Si aprono con le pale gli accessi al mare “privatizzati” abusivamente, s'inaugura con un atto di forza nel segno della legalità, la stagione dei bagni.

Ecco: quando c'è la volontà politica, quella che è tanto mancata, che funzionava a singhiozzo, che guardava lo scempio ma non lo vedeva, i nodi si sciolgono, gli ostacoli si rimuovono, la gente respira fiducia. Le ruspe divengono così una metafora dell'imperio della legge sul fai da te, contro il sopruso organizzato.
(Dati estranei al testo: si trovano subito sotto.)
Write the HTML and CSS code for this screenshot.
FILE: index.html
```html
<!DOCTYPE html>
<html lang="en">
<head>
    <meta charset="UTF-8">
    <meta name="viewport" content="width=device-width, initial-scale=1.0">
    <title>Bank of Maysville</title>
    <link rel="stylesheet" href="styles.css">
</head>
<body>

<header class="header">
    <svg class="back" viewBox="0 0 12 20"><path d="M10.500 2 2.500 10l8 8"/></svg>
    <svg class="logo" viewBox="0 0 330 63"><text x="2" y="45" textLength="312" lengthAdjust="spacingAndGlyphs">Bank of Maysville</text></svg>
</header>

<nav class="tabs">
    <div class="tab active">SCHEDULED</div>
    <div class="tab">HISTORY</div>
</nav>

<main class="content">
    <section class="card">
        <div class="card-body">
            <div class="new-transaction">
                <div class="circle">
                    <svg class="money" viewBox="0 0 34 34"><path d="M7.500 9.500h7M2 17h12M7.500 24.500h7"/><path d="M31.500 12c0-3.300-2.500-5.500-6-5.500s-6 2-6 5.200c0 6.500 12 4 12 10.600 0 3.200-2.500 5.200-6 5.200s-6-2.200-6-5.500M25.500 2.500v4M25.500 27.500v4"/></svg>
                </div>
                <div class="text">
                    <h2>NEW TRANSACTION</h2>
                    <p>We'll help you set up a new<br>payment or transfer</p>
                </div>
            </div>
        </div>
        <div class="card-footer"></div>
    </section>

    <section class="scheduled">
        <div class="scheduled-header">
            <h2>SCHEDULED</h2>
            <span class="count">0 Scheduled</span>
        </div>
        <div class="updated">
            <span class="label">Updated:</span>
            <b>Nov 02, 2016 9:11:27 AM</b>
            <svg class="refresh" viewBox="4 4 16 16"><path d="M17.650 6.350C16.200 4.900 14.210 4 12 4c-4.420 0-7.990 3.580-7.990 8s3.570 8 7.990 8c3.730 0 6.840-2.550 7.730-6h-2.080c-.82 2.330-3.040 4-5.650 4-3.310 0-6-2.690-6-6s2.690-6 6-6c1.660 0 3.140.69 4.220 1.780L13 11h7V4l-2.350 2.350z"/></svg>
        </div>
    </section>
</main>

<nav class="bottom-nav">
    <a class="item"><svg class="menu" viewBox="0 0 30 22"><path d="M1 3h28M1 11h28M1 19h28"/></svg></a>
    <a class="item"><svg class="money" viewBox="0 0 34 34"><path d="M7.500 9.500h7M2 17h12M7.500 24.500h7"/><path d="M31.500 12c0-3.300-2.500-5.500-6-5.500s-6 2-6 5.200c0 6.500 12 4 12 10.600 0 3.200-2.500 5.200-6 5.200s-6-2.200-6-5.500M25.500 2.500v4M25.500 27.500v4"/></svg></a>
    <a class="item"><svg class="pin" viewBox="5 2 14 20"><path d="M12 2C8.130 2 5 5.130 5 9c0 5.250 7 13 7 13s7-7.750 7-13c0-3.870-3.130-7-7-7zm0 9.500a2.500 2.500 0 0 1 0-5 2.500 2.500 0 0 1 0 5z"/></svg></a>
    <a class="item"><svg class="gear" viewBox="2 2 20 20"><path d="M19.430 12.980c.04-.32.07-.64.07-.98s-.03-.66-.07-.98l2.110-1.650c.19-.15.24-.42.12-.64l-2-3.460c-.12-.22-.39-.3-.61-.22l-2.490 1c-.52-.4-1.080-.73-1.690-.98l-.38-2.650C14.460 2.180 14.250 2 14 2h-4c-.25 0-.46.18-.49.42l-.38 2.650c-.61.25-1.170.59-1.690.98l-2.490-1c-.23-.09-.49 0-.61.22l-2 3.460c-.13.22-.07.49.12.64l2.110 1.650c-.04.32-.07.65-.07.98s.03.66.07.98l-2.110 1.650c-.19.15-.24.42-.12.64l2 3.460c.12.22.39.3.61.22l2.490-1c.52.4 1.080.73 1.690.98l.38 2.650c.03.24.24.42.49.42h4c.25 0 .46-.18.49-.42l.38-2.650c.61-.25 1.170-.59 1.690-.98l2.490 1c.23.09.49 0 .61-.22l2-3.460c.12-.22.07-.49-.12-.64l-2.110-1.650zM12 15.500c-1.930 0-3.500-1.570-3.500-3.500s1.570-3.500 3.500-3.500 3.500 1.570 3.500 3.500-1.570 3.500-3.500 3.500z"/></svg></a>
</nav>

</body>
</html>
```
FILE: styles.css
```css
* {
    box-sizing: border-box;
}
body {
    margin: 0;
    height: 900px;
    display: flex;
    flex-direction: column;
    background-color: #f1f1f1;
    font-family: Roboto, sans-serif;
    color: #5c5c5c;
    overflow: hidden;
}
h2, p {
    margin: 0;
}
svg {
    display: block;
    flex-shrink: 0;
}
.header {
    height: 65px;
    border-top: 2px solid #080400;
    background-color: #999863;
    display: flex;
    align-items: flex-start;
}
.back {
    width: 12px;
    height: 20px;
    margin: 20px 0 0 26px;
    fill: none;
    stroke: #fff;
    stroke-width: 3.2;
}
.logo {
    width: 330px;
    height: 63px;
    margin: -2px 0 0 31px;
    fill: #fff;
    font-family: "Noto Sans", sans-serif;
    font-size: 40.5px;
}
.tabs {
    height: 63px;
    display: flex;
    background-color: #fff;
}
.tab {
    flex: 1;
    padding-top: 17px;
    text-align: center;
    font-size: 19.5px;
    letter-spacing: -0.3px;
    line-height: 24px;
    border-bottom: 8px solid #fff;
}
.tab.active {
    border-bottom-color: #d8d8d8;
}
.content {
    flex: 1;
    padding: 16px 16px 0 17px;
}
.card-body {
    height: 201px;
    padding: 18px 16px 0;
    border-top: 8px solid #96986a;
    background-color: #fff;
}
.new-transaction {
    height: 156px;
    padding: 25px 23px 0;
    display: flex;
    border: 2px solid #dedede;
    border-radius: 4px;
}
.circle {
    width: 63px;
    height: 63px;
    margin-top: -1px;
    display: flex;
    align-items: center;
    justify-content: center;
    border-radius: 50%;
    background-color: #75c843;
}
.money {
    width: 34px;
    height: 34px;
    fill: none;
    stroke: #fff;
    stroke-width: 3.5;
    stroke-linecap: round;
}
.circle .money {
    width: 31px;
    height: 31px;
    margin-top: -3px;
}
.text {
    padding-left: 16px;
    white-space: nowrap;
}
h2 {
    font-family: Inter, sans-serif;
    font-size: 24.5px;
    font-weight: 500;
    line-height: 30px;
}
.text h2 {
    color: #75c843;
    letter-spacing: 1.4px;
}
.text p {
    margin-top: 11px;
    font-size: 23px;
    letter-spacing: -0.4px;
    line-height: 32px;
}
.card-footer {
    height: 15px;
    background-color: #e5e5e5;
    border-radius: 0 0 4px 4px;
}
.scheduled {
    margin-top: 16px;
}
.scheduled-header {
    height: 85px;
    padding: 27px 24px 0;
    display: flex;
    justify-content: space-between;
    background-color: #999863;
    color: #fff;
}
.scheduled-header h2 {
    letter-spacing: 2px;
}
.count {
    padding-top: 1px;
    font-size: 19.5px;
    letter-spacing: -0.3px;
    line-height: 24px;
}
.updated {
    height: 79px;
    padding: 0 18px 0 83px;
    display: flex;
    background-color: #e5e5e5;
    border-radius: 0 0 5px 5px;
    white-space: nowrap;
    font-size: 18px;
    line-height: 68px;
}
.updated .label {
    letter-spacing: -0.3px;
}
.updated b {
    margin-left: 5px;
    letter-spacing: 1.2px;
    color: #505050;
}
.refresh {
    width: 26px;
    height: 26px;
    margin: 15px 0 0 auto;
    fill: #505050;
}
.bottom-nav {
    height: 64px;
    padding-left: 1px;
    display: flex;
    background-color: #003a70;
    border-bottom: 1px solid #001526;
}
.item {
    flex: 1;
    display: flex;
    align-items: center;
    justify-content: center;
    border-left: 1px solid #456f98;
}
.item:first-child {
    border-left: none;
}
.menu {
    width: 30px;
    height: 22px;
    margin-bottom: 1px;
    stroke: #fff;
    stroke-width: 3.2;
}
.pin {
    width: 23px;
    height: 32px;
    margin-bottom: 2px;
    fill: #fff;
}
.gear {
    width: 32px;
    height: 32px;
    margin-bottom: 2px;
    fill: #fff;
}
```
Lo stesso discorso vale per gli accampamenti rom dichiarati fuori legge, non rasi al suolo come declama Matteo Salvini (grazie Crozza per consegnarcelo nel tuo Paese delle Meraviglie più vero del vero) ma ripuliti con determinazione da abitanti, titolari, tra l'altro, di conti correnti milionari, assistiti senza averne i titoli passando attraverso le maglie larghe della solidarietà comunale. Lo scandalo permanente della illegalità diffusa sotto il cielo della Capitale, allargata ad ogni settore e sotto gli occhi di tutti, riceve i primi colpi di maglio. Poi, ci vorrà anche il bisturi, per rimuovere chirurgicamente le mille cisti insediatesi nel centro storico. Ritrovata la volontà politica si tratta ora di non riperderla subito, strada facendo.